The NY Times has just published a fairly fluffy Q and A with Surgeon General Dr. Regina Benjamin. She’s an accomplished physician and leader, but she’s in a virtually meaningless job. The governmental parallel to Paris Hilton and other second-rate celebrities who are “famous for being famous” are Surgeons General, who are “respected for being respected”. Many people will assert that the Surgeon General job is terribly important but then be unable to explain why.
In reality, the Surgeon General is a low-ranking official whose office does not even appear on the main Department of Health and Human Services organizational chart. The SG is not “the nation’s top doctor”, s/he is not even close to being the top doctor in the building where s/he works. The Assistant Secretary of Health position, which is usually filled by a physician, dwarfs the power of the SG in every respect.
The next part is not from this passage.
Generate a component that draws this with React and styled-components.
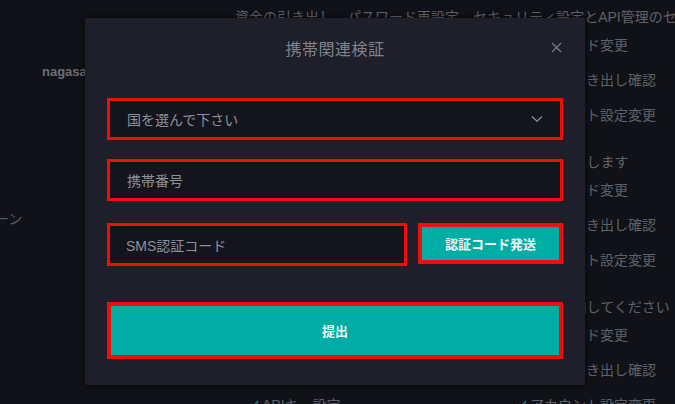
import React from 'react';
import styled, { createGlobalStyle } from 'styled-components';

const GlobalStyle = createGlobalStyle`
  html, body {
    margin: 0;
    padding: 0;
    background: #111217;
    font-family: "Liberation Sans", "Noto Sans CJK JP", sans-serif;
    overflow: hidden;
  }
`;

const sections = [
  {
    text: '資金の引き出し、パスワード再設定、セキュリティ設定とAPI管理のセキュリティを保護します',
    rows: [['パスワード変更'], ['資金の引き出し確認'], ['アカウント設定変更']],
  },
  {
    text: '24時間、出金とパスワード再設定時の二重認証を有効にします',
    rows: [['パスワード変更'], ['資金の引き出し確認'], ['アカウント設定変更']],
  },
  {
    text: 'アカウント保護のため、24時間以内に携帯の番号を追加してください',
    rows: [['パスワード変更'], ['資金の引き出し確認'], ['APIキー設定', 'アカウント設定変更']],
  },
];

const Chevron = () => (
  <svg width="12" height="8" viewBox="0 0 12 8" fill="none">
    <path d="M1 1.5 L6 6.2 L11 1.5" stroke="#8d9099" strokeWidth="1.2" />
  </svg>
);

const CloseIcon = () => (
  <svg width="11" height="11" viewBox="0 0 11 11" fill="none">
    <path d="M1 1 L10 10 M10 1 L1 10" stroke="#7d808a" strokeWidth="1.1" />
  </svg>
);

const Check = () => (
  <svg width="9" height="8" viewBox="0 0 9 8" fill="none">
    <path d="M1 4 L3.5 6.5 L8 1" stroke="#0f7f79" strokeWidth="1.6" />
  </svg>
);

export default function App() {
  return (
    <>
      <GlobalStyle />
      <Page>
        <Sidebar>
          <UserName>nagasaki</UserName>
          <NavItem>ーン</NavItem>
        </Sidebar>
        <Main>
          {sections.map((s, i) => (
            <Section key={i} first={i === 0}>
              <Description>{s.text}</Description>
              {s.rows.map((row, j) => (
                <ItemRow key={j}>
                  {row.length === 2 ? (
                    <Item>
                      <Check />
                      {row[0]}
                    </Item>
                  ) : (
                    <span />
                  )}
                  <Item>
                    <Check />
                    {row[row.length - 1]}
                  </Item>
                </ItemRow>
              ))}
            </Section>
          ))}
        </Main>

        <Modal>
          <Header>
            <Title>携帯関連検証</Title>
            <CloseButton>
              <CloseIcon />
            </CloseButton>
          </Header>
          <Form>
            <Field>
              <Placeholder>国を選んで下さい</Placeholder>
              <Chevron />
            </Field>
            <Field gap="22px">
              <Placeholder>携帯番号</Placeholder>
            </Field>
            <CodeRow>
              <CodeField>
                <Placeholder>SMS認証コード</Placeholder>
              </CodeField>
              <SendButton>認証コード発送</SendButton>
            </CodeRow>
            <SubmitButton>提出</SubmitButton>
          </Form>
        </Modal>
      </Page>
    </>
  );
}

const Page = styled.div`
  position: relative;
  width: 675px;
  height: 404px;
  display: flex;
  overflow: hidden;
  background: #111217;
`;

const Sidebar = styled.div`
  width: 84px;
  flex-shrink: 0;
  display: flex;
  flex-direction: column;
  padding-top: 64px;
  box-sizing: border-box;
`;

const UserName = styled.div`
  padding-left: 42px;
  font-size: 13px;
  font-weight: 700;
  color: #6b6d74;
  white-space: nowrap;
`;

const NavItem = styled.div`
  margin-top: 129px;
  margin-left: -5px;
  font-size: 14px;
  color: #55575e;
`;

const Main = styled.div`
  flex: 1;
  padding-left: 151px;
  padding-top: 7px;
  display: flex;
  flex-direction: column;
`;

const Section = styled.div`
  display: flex;
  flex-direction: column;
  margin-top: ${({ first }) => (first ? '0' : '21px')};
`;

const Description = styled.div`
  font-size: 14px;
  line-height: 20px;
  color: #5f6168;
  white-space: nowrap;
  margin-bottom: -1px;
`;

const ItemRow = styled.div`
  display: grid;
  grid-template-columns: 268px auto;
  padding-left: 15px;
  height: 35px;
  align-items: center;
`;

const Item = styled.div`
  display: flex;
  align-items: center;
  gap: 3px;
  font-size: 14px;
  color: #5f6168;
  white-space: nowrap;
`;

const Modal = styled.div`
  position: absolute;
  left: 85px;
  top: 18px;
  width: 500px;
  height: 367px;
  background: #1e1f2b;
  border-radius: 2px;
  box-shadow: 0 0 6px rgba(0, 0, 0, 0.6);
  display: flex;
  flex-direction: column;
`;

const Header = styled.div`
  height: 58px;
  display: flex;
  align-items: center;
  justify-content: center;
  position: relative;
  padding-top: 1px;
`;

const Title = styled.div`
  font-size: 16px;
  color: #80838d;
  letter-spacing: 0.5px;
`;

const CloseButton = styled.div`
  position: absolute;
  right: 23px;
  top: 24px;
  display: flex;
`;

const Form = styled.div`
  display: flex;
  flex-direction: column;
  padding: 21px 22px 0 22px;
`;

const Placeholder = styled.span`
  font-size: 14px;
  color: #8e9099;
`;

const Field = styled.div`
  height: 42px;
  flex-shrink: 0;
  box-sizing: border-box;
  border: 3px solid #f20d0d;
  background: #14151c;
  display: flex;
  align-items: center;
  justify-content: space-between;
  padding: 0 17px 0 17px;
  margin-bottom: ${({ gap }) => gap || '19px'};
`;

const CodeField = styled(Field)`
  width: 300px;
  height: 43px;
  margin-bottom: 0;
  padding-left: 16px;
`;

const CodeRow = styled.div`
  display: flex;
  align-items: flex-start;
  gap: 11px;
  margin-bottom: 36px;
`;

const SendButton = styled.div`
  width: 145px;
  height: 41px;
  box-sizing: border-box;
  border: 4px solid #f20d0d;
  background: #00ada4;
  color: #f2f4f5;
  font-size: 13px;
  font-weight: 700;
  display: flex;
  align-items: center;
  justify-content: center;
`;

const SubmitButton = styled.div`
  height: 57px;
  box-sizing: border-box;
  border: 4px solid #f20d0d;
  background: #00ada4;
  color: #f2f4f5;
  font-size: 13px;
  font-weight: 700;
  display: flex;
  align-items: center;
  justify-content: center;
`;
When I point this out to public health advocates, they usually become indignant and huff “But Dr. Koop…”. Dr. Koop was and is flat out a remarkable person (and a newlywed at 93!) but he would have been a great public health leader whether he took the SG job or not. And in any event, he came into office three decades ago. Challenge even a political junkie to come up with another important or even memorable SG since and they will usually say “Well, that one who said schools should teach masturbation” and, if they are total political junkies, will also remember “that one who had civil servants do her shopping for her”.
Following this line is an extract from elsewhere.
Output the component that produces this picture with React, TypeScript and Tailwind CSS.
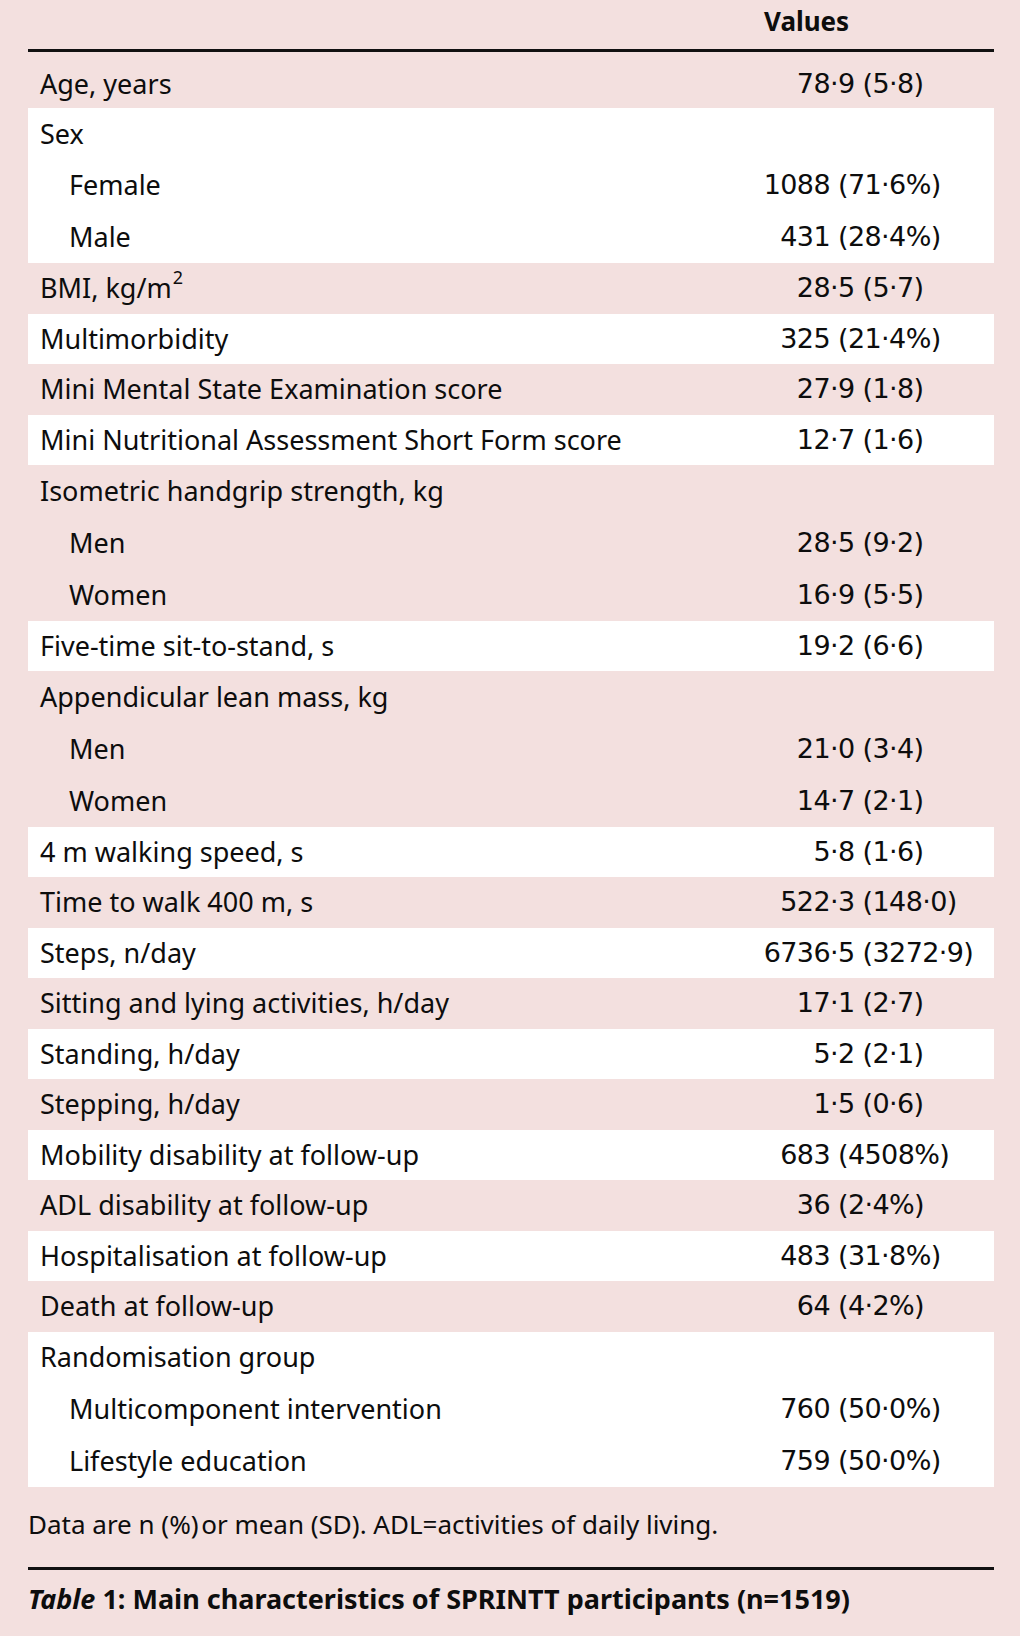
import React from "react";

type Row =
  | { kind: "single"; label: React.ReactNode; value: string; white: boolean; first?: boolean }
  | { kind: "group"; label: string; items: [string, string][]; white: boolean };

const rows: Row[] = [
  { kind: "single", label: "Age, years", value: "78·9 (5·8)", white: false, first: true },
  { kind: "group", label: "Sex", items: [["Female", "1088 (71·6%)"], ["Male", "431 (28·4%)"]], white: true },
  {
    kind: "single",
    label: (
      <>
        BMI, kg/m<sup className="text-[18px] -top-[0.78em] ml-[1px]">2</sup>
      </>
    ),
    value: "28·5 (5·7)",
    white: false,
  },
  { kind: "single", label: "Multimorbidity", value: "325 (21·4%)", white: true },
  { kind: "single", label: "Mini Mental State Examination score", value: "27·9 (1·8)", white: false },
  { kind: "single", label: "Mini Nutritional Assessment Short Form score", value: "12·7 (1·6)", white: true },
  { kind: "group", label: "Isometric handgrip strength, kg", items: [["Men", "28·5 (9·2)"], ["Women", "16·9 (5·5)"]], white: false },
  { kind: "single", label: "Five-time sit-to-stand, s", value: "19·2 (6·6)", white: true },
  { kind: "group", label: "Appendicular lean mass, kg", items: [["Men", "21·0 (3·4)"], ["Women", "14·7 (2·1)"]], white: false },
  { kind: "single", label: "4 m walking speed, s", value: "5·8 (1·6)", white: true },
  { kind: "single", label: "Time to walk 400 m, s", value: "522·3 (148·0)", white: false },
  { kind: "single", label: "Steps, n/day", value: "6736·5 (3272·9)", white: true },
  { kind: "single", label: "Sitting and lying activities, h/day", value: "17·1 (2·7)", white: false },
  { kind: "single", label: "Standing, h/day", value: "5·2 (2·1)", white: true },
  { kind: "single", label: "Stepping, h/day", value: "1·5 (0·6)", white: false },
  { kind: "single", label: "Mobility disability at follow-up", value: "683 (4508%)", white: true },
  { kind: "single", label: "ADL disability at follow-up", value: "36 (2·4%)", white: false },
  { kind: "single", label: "Hospitalisation at follow-up", value: "483 (31·8%)", white: true },
  { kind: "single", label: "Death at follow-up", value: "64 (4·2%)", white: false },
  {
    kind: "group",
    label: "Randomisation group",
    items: [["Multicomponent intervention", "760 (50·0%)"], ["Lifestyle education", "759 (50·0%)"]],
    white: true,
  },
];

function Value({ v }: { v: string }) {
  const m = v.match(/^(\d+)(.*)$/);
  const int = m ? m[1] : v;
  const rest = m ? m[2] : "";
  return (
    <div className="w-[294px] flex whitespace-pre font-['DejaVu_Sans',sans-serif] text-[27px] tracking-[-0.6px]">
      <span className="w-[130px] text-right">{int}</span>
      <span>{rest}</span>
    </div>
  );
}

export default function App() {
  return (
    <div className="w-[1020px] h-[1636px] bg-[#f3e0df] pl-[28px] pr-[26px] text-[#0d0d0d] font-['Noto_Sans',sans-serif] text-[27px]">
      <div className="h-[49px] flex items-end">
        <div className="flex-1" />
        <div className="w-[294px] pl-[64px] pb-[10px] font-bold text-[26px] leading-[36px]">Values</div>
      </div>
      <div className="h-[3px] bg-[#111]" />
      {rows.map((r, i) => {
        const bg = r.white ? "bg-white" : "";
        if (r.kind === "single") {
          return (
            <div
              key={i}
              className={`flex items-center ${bg} ${r.first ? "h-[56px] pt-[9px]" : "h-[50.5px]"}`}
            >
              <div className="flex-1 pl-[12px] whitespace-nowrap">{r.label}</div>
              <Value v={r.value} />
            </div>
          );
        }
        return (
          <div key={i} className={`${bg} flex flex-col`}>
            <div className="h-[51.8px] flex items-center">
              <div className="flex-1 pl-[12px]">{r.label}</div>
            </div>
            {r.items.map(([l, v], j) => (
              <div key={j} className="h-[51.8px] flex items-center">
                <div className="flex-1 pl-[41px] whitespace-nowrap">{l}</div>
                <Value v={v} />
              </div>
            ))}
          </div>
        );
      })}
      <div className="pt-[19px] text-[26px] leading-[36px]">
        Data are n (%)&#8202;or mean (SD). ADL=activities of daily living.
      </div>
      <div className="h-[3px] bg-[#111] mt-[25px]" />
      <div className="pt-[9px] text-[27px] leading-[40px] font-bold">
        <span className="italic">Table</span> 1: Main characteristics of SPRINTT participants (n=1519)
      </div>
    </div>
  );
}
When I heard that Sanjay Gupta was being considered for SG, I thought that made sense, as the job’s only important public function is communicating health information and he is masterful at that. But then again — why become an SG to do that? Someone like Gupta has more freedom and more ability to reach people (and no political constraints and a higher salary) on CNN. He doesn’t need the SG post to do that and society doesn’t need an SG post to get that.
A small but useful reform for this job would be to remove the need for Senate confirmation, which it does not warrant. Make the job a career capstone for a long-term public health corps member who knows the bureaucracy and can make the trains run on time. And let them wear a business suit — everyone since Koop looks like they are about to offer us peanuts, Diet Coke and an inflight pillow.